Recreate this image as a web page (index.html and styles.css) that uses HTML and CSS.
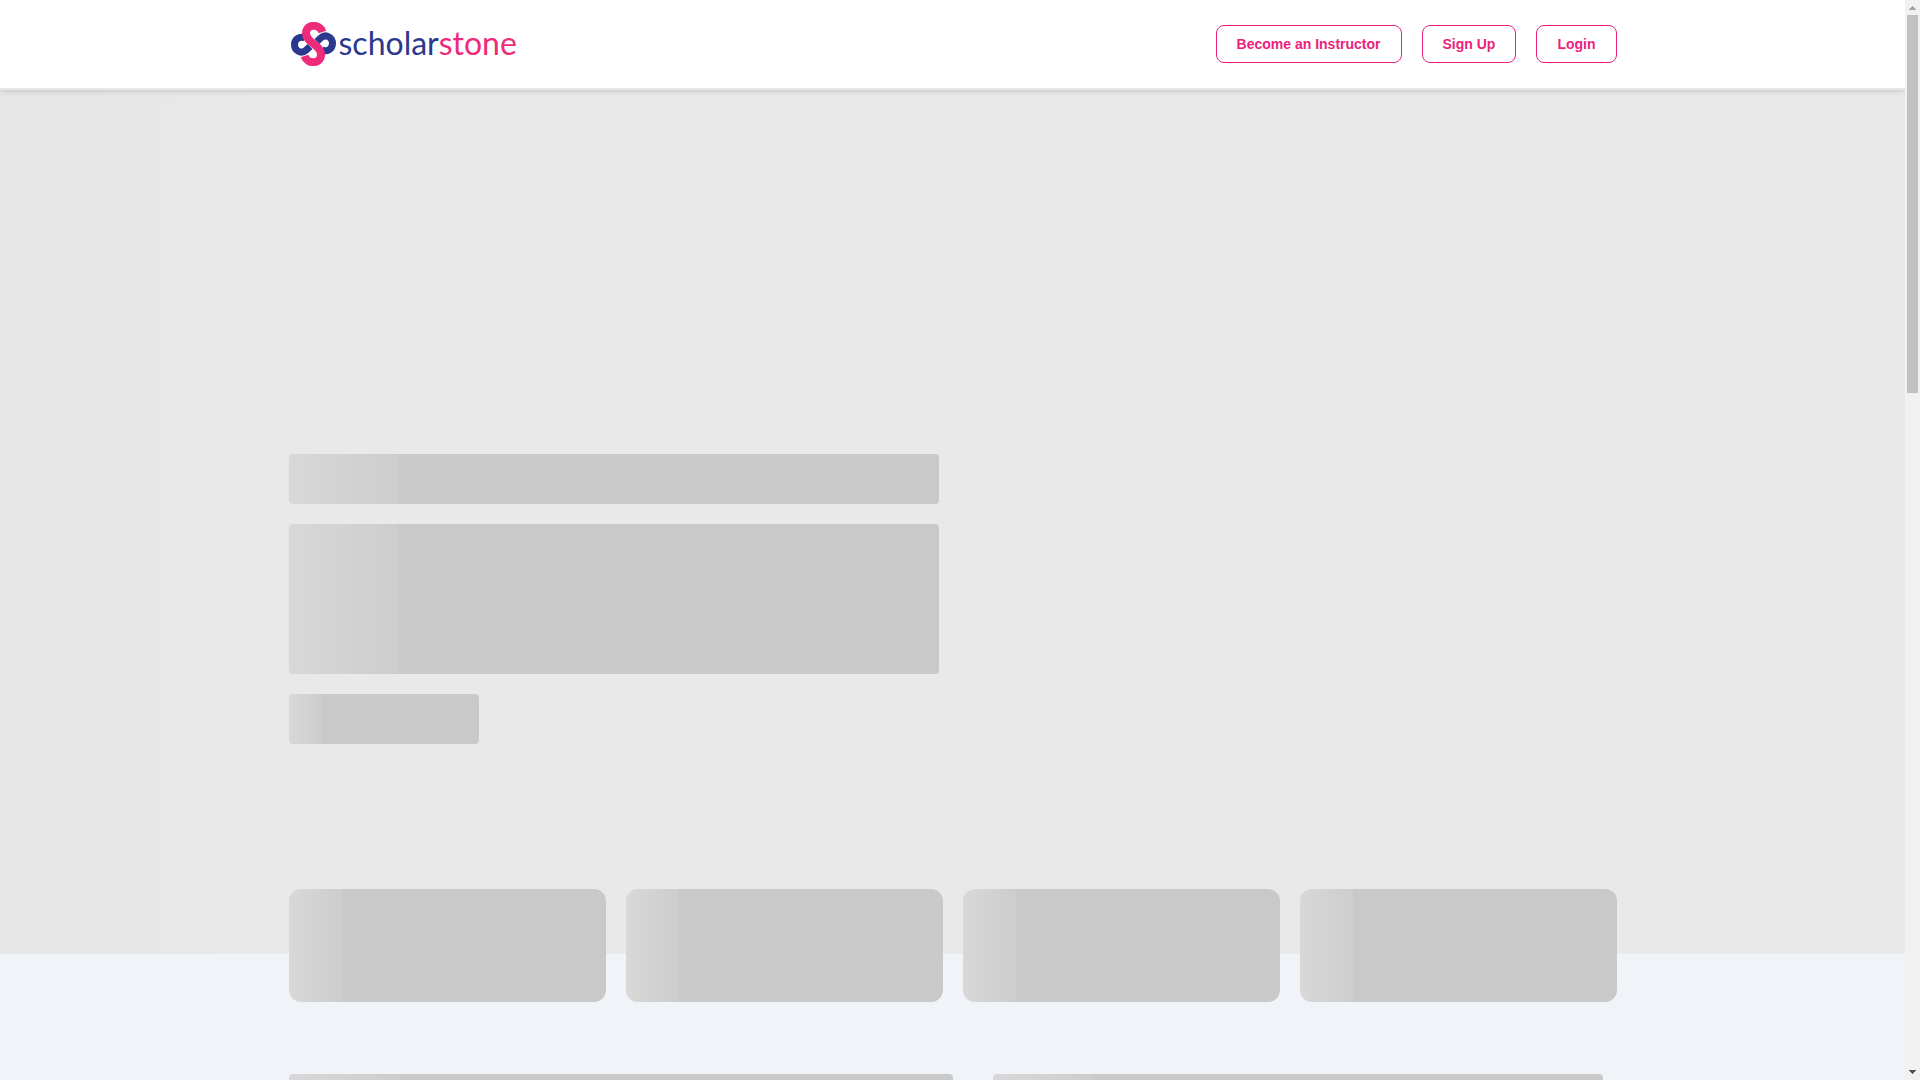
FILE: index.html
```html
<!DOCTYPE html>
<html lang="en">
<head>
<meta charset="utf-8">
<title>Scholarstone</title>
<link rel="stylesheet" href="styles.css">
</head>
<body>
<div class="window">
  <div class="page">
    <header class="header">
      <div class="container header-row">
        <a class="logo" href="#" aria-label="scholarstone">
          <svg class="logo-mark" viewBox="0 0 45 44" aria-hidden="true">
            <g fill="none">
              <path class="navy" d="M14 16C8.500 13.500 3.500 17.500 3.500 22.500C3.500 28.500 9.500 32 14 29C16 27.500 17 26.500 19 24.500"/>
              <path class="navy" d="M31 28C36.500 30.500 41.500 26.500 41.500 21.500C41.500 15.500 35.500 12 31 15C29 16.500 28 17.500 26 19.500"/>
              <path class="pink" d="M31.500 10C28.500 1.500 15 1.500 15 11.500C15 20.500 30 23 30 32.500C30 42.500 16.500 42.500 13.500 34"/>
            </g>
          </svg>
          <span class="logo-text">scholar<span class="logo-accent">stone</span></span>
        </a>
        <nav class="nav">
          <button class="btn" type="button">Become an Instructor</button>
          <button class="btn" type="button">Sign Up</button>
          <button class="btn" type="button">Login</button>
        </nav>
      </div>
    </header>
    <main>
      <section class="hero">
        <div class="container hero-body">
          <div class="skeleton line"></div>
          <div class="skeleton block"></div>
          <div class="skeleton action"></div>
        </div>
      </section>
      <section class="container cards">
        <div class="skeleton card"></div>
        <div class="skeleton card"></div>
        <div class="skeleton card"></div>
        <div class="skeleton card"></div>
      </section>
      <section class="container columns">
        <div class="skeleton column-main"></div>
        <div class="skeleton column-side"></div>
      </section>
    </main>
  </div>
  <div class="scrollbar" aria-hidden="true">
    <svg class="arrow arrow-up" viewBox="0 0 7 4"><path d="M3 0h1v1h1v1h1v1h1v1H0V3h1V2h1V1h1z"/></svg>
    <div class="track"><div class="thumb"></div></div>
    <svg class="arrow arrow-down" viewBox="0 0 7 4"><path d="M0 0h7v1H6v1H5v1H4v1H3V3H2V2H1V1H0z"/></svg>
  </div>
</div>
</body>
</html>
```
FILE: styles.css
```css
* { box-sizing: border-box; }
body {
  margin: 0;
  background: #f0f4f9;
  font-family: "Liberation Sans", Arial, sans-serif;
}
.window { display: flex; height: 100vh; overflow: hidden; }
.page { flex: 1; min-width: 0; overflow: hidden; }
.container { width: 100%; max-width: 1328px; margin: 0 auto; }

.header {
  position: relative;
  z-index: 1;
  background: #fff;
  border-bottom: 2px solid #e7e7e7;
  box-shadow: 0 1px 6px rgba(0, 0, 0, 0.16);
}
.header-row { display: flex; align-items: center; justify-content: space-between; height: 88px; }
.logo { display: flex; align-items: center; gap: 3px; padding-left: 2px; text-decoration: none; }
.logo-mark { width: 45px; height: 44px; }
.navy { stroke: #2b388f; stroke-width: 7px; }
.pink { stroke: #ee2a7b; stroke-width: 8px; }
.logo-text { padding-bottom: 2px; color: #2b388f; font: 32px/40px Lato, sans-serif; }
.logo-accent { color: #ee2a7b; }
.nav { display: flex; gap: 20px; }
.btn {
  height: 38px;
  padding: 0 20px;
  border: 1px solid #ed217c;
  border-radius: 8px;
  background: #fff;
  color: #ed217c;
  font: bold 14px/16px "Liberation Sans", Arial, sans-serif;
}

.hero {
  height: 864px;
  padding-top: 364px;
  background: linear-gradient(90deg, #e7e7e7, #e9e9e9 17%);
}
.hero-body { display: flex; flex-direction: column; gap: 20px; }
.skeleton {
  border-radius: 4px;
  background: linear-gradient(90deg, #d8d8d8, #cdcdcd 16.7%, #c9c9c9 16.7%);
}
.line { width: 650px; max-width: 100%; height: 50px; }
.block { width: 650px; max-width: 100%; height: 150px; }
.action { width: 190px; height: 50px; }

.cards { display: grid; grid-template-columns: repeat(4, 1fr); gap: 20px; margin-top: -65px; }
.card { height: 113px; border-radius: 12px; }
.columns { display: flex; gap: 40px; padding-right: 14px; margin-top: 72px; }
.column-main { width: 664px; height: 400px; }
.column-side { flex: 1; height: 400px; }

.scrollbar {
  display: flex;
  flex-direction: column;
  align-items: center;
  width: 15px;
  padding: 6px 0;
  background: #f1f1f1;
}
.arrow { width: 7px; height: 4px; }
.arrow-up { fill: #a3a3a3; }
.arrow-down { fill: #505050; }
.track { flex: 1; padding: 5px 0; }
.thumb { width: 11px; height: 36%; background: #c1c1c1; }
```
┄┄┄┄┄┄
Task brief:
Every line should be retyped exactly, with the pictures omitted.

Response to this task:
Recreate this image as a web page (index.html and styles.css) that uses HTML and CSS.
FILE: index.html
```html
<!DOCTYPE html>
<html lang="en">
<head>
<meta charset="utf-8">
<title>Scholarstone</title>
<link rel="stylesheet" href="styles.css">
</head>
<body>
<div class="window">
  <div class="page">
    <header class="header">
      <div class="container header-row">
        <a class="logo" href="#" aria-label="scholarstone">
          <svg class="logo-mark" viewBox="0 0 45 44" aria-hidden="true">
            <g fill="none">
              <path class="navy" d="M14 16C8.500 13.500 3.500 17.500 3.500 22.500C3.500 28.500 9.500 32 14 29C16 27.500 17 26.500 19 24.500"/>
              <path class="navy" d="M31 28C36.500 30.500 41.500 26.500 41.500 21.500C41.500 15.500 35.500 12 31 15C29 16.500 28 17.500 26 19.500"/>
              <path class="pink" d="M31.500 10C28.500 1.500 15 1.500 15 11.500C15 20.500 30 23 30 32.500C30 42.500 16.500 42.500 13.500 34"/>
            </g>
          </svg>
          <span class="logo-text">scholar<span class="logo-accent">stone</span></span>
        </a>
        <nav class="nav">
          <button class="btn" type="button">Become an Instructor</button>
          <button class="btn" type="button">Sign Up</button>
          <button class="btn" type="button">Login</button>
        </nav>
      </div>
    </header>
    <main>
      <section class="hero">
        <div class="container hero-body">
          <div class="skeleton line"></div>
          <div class="skeleton block"></div>
          <div class="skeleton action"></div>
        </div>
      </section>
      <section class="container cards">
        <div class="skeleton card"></div>
        <div class="skeleton card"></div>
        <div class="skeleton card"></div>
        <div class="skeleton card"></div>
      </section>
      <section class="container columns">
        <div class="skeleton column-main"></div>
        <div class="skeleton column-side"></div>
      </section>
    </main>
  </div>
  <div class="scrollbar" aria-hidden="true">
    <svg class="arrow arrow-up" viewBox="0 0 7 4"><path d="M3 0h1v1h1v1h1v1h1v1H0V3h1V2h1V1h1z"/></svg>
    <div class="track"><div class="thumb"></div></div>
    <svg class="arrow arrow-down" viewBox="0 0 7 4"><path d="M0 0h7v1H6v1H5v1H4v1H3V3H2V2H1V1H0z"/></svg>
  </div>
</div>
</body>
</html>
```
FILE: styles.css
```css
* { box-sizing: border-box; }
body {
  margin: 0;
  background: #f0f4f9;
  font-family: "Liberation Sans", Arial, sans-serif;
}
.window { display: flex; height: 100vh; overflow: hidden; }
.page { flex: 1; min-width: 0; overflow: hidden; }
.container { width: 100%; max-width: 1328px; margin: 0 auto; }

.header {
  position: relative;
  z-index: 1;
  background: #fff;
  border-bottom: 2px solid #e7e7e7;
  box-shadow: 0 1px 6px rgba(0, 0, 0, 0.16);
}
.header-row { display: flex; align-items: center; justify-content: space-between; height: 88px; }
.logo { display: flex; align-items: center; gap: 3px; padding-left: 2px; text-decoration: none; }
.logo-mark { width: 45px; height: 44px; }
.navy { stroke: #2b388f; stroke-width: 7px; }
.pink { stroke: #ee2a7b; stroke-width: 8px; }
.logo-text { padding-bottom: 2px; color: #2b388f; font: 32px/40px Lato, sans-serif; }
.logo-accent { color: #ee2a7b; }
.nav { display: flex; gap: 20px; }
.btn {
  height: 38px;
  padding: 0 20px;
  border: 1px solid #ed217c;
  border-radius: 8px;
  background: #fff;
  color: #ed217c;
  font: bold 14px/16px "Liberation Sans", Arial, sans-serif;
}

.hero {
  height: 864px;
  padding-top: 364px;
  background: linear-gradient(90deg, #e7e7e7, #e9e9e9 17%);
}
.hero-body { display: flex; flex-direction: column; gap: 20px; }
.skeleton {
  border-radius: 4px;
  background: linear-gradient(90deg, #d8d8d8, #cdcdcd 16.7%, #c9c9c9 16.7%);
}
.line { width: 650px; max-width: 100%; height: 50px; }
.block { width: 650px; max-width: 100%; height: 150px; }
.action { width: 190px; height: 50px; }

.cards { display: grid; grid-template-columns: repeat(4, 1fr); gap: 20px; margin-top: -65px; }
.card { height: 113px; border-radius: 12px; }
.columns { display: flex; gap: 40px; padding-right: 14px; margin-top: 72px; }
.column-main { width: 664px; height: 400px; }
.column-side { flex: 1; height: 400px; }

.scrollbar {
  display: flex;
  flex-direction: column;
  align-items: center;
  width: 15px;
  padding: 6px 0;
  background: #f1f1f1;
}
.arrow { width: 7px; height: 4px; }
.arrow-up { fill: #a3a3a3; }
.arrow-down { fill: #505050; }
.track { flex: 1; padding: 5px 0; }
.thumb { width: 11px; height: 36%; background: #c1c1c1; }
```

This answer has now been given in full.